When deciding on a new air compressor, you may consider both rotary vane compressors and rotary screw compressors for their similar benefits. Compared to other types of compressors, these are both relatively easy to install and maintain. They are also quieter than piston compressors and compact enough to fit in a smaller space. Additionally, both are energy-efficient options that are more affordable than larger compressor units.
But what sets them apart from each other? While the two have similar applications compared to other compressors, they are unique enough that you should consider the benefits and drawbacks of each before deciding on one. This article will outline the difference between how rotary vane and rotary screw compressors work to help you make the right choice for your operation.
In This Article
- What Is a Rotary Vane Compressor?
- What Is a Rotary Screw Compressor?
- Are Rotary Compressors or Piston Compressors Better?
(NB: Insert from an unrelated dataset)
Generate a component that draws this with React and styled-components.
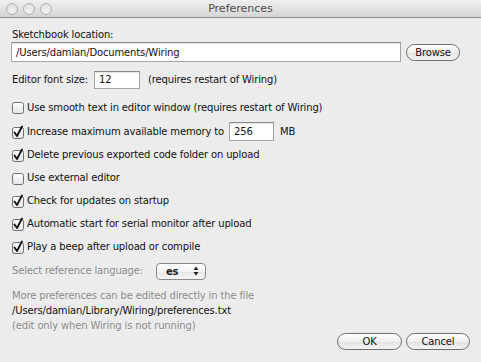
import React from 'react';
import styled, { createGlobalStyle } from 'styled-components';

const GlobalStyle = createGlobalStyle`
    html, body {
        margin: 0;
        padding: 0;
        background: #ececec;
    }
`;

const Window = styled.div`
    width: 481px;
    height: 362px;
    display: flex;
    flex-direction: column;
    background: #ececec;
    font-family: 'DejaVu Sans', 'Liberation Sans', sans-serif;
    font-size: 10px;
    letter-spacing: -0.15px;
    color: #111;
    overflow: hidden;
`;

const TitleBar = styled.div`
    height: 17px;
    display: flex;
    align-items: center;
    position: relative;
    background: linear-gradient(#f0f0f0, #e2e2e2 50%, #d6d6d6);
    border-bottom: 1px solid #8f8f8f;
    box-sizing: content-box;
`;

const Lights = styled.div`
    display: flex;
    gap: 5px;
    padding-left: 6px;
`;

const Light = styled.span`
    width: 10px;
    height: 10px;
    border-radius: 50%;
    border: 1px solid #b3b3b3;
    background: radial-gradient(circle at 50% 70%, #f2f2f2, #dcdcdc);
`;

const Title = styled.div`
    position: absolute;
    left: 0;
    right: 0;
    text-align: center;
    font-size: 11px;
    letter-spacing: 0;
    color: #4e4e4e;
    pointer-events: none;
`;

const Body = styled.div`
    flex: 1;
    display: flex;
    flex-direction: column;
    padding: 10px 11px 0 11px;
`;

const Label = styled.div`
    height: 14px;
    line-height: 14px;
    padding-left: ${p => (p.$flush ? 0 : 1)}px;
    color: ${p => (p.$muted ? '#8d8d8d' : '#111')};
`;

const Row = styled.div`
    display: flex;
    align-items: center;
    height: ${p => p.$h || 22}px;
    margin-top: ${p => p.$top || 0}px;
    padding-left: ${p => p.$indent || 0}px;
`;

const Field = styled.div`
    box-sizing: border-box;
    width: ${p => (p.$w ? `${p.$w}px` : 'auto')};
    flex: ${p => (p.$w ? '0 0 auto' : '1')};
    height: ${p => p.$h || 18}px;
    background: #fff;
    border: 1px solid #a4a4a4;
    border-top-color: #8a8a8a;
    box-shadow: inset 0 1px 1px rgba(0, 0, 0, 0.12);
    display: flex;
    align-items: center;
    padding-left: 4px;
    margin: 0 ${p => p.$mr || 0}px 0 ${p => p.$ml || 0}px;
`;

const PillButton = styled.div`
    box-sizing: border-box;
    width: ${p => p.$w}px;
    height: 17px;
    border-radius: 9px;
    border: 1px solid #6f6f6f;
    background: linear-gradient(#ffffff, #f0f0f0 50%, #e2e2e2 51%, #f4f4f4);
    display: flex;
    align-items: center;
    justify-content: center;
    color: #111;
    margin-left: ${p => p.$ml || 0}px;
`;

const Hint = styled.span`
    margin-left: ${p => p.$ml || 0}px;
`;

const BoxWrap = styled.span`
    width: 13px;
    height: 14px;
    margin-right: 2px;
    margin-left: 1px;
    display: flex;
    align-items: center;
`;

const Select = styled.div`
    box-sizing: border-box;
    width: 50px;
    height: 17px;
    margin-left: 13px;
    border: 1px solid #8a8a8a;
    border-radius: 4px;
    background: linear-gradient(#ffffff, #f3f3f3 50%, #e6e6e6 51%, #f6f6f6);
    display: flex;
    align-items: center;
    justify-content: space-between;
    padding: 0 6px 0 9px;
    font-weight: bold;
    color: #222;
`;

const Info = styled.div`
    margin-top: 6px;
    display: flex;
    flex-direction: column;
    line-height: 15px;
    padding-left: 1px;
`;

const InfoLine = styled.div`
    color: ${p => (p.$muted ? '#8d8d8d' : '#111')};
`;

const Buttons = styled.div`
    display: flex;
    justify-content: flex-end;
    margin-top: 0;
`;

const Check = ({ checked }) => (
    <BoxWrap>
        <svg width="13" height="14" viewBox="0 0 13 14">
            <defs>
                <linearGradient id="cbg" x1="0" y1="0" x2="0" y2="1">
                    <stop offset="0" stopColor="#ffffff" />
                    <stop offset="1" stopColor="#e4e4e4" />
                </linearGradient>
            </defs>
            <rect x="0.5" y="2.5" width="11" height="11" rx="2" fill="url(#cbg)" stroke="#707070" />
            {checked && (
                <path d="M2.5 7.5 L5 11 L10 1.5" fill="none" stroke="#111" strokeWidth="1.8" strokeLinecap="round" strokeLinejoin="round" />
            )}
        </svg>
    </BoxWrap>
);

const Stepper = () => (
    <svg width="6" height="10" viewBox="0 0 6 10">
        <path d="M3 0.5 L5.5 4 H0.5 Z" fill="#222" />
        <path d="M3 9.5 L5.5 6 H0.5 Z" fill="#222" />
    </svg>
);

const options = [
    ['Delete previous exported code folder on upload', true],
    ['Use external editor', false],
    ['Check for updates on startup', true],
    ['Automatic start for serial monitor after upload', true],
    ['Play a beep after upload or compile', true],
];

const App = () => (
    <Window>
        <GlobalStyle />
        <TitleBar>
            <Lights>
                <Light />
                <Light />
                <Light />
            </Lights>
            <Title>Preferences</Title>
        </TitleBar>
        <Body>
            <Label>Sketchbook location:</Label>
            <Row $h={20}>
                <Field $h={20}>/Users/damian/Documents/Wiring</Field>
                <PillButton $w={54} $ml={5}>Browse</PillButton>
                <span style={{ width: 10 }} />
            </Row>
            <Row $h={19} $top={8} $indent={1}>
                Editor font size:
                <Field $w={46} $h={18} $ml={6}>12</Field>
                <Hint $ml={8}>(requires restart of Wiring)</Hint>
            </Row>
            <Row $top={7}>
                <Check />
                Use smooth text in editor window (requires restart of Wiring)
            </Row>
            <Row $h={23} $top={2}>
                <Check checked />
                Increase maximum available memory to
                <Field $w={45} $h={19} $ml={5}>256</Field>
                <Hint $ml={6}>MB</Hint>
            </Row>
            {options.map(([text, on]) => (
                <Row key={text} $h={23}>
                    <Check checked={on} />
                    {text}
                </Row>
            ))}
            <Row $top={2} $indent={1}>
                <Label $muted $flush>Select reference language:</Label>
                <Select>
                    es
                    <Stepper />
                </Select>
            </Row>
            <Info>
                <InfoLine $muted>More preferences can be edited directly in the file</InfoLine>
                <InfoLine>/Users/damian/Library/Wiring/preferences.txt</InfoLine>
                <InfoLine $muted>(edit only when Wiring is not running)</InfoLine>
            </Info>
            <Buttons>
                <PillButton $w={65}>OK</PillButton>
                <PillButton $w={64} $ml={4}>Cancel</PillButton>
            </Buttons>
        </Body>
    </Window>
);

export default App;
- 5 Differences Between Rotary Vane & Rotary Screw Compressors
- Fluid Aire Dynamics Is Your Go-To for Rotary Compressors
What Is a Rotary Vane Compressor?
A rotary vane compressor is a compressor unit that consists of a cylindrical housing, adjustable rotary vanes on an off-centered drive shaft, an air inlet and an air outlet. Because the drive shaft is off-centered, the blades create airtight chambers of varying sizes as they push against the cylinder wall. When air enters the largest chamber at the inlet, and as the vanes rotate and retract, the chambers become smaller until the walls reduce the air volume. The compressed air then exits at the outlet and powers other processes down the line.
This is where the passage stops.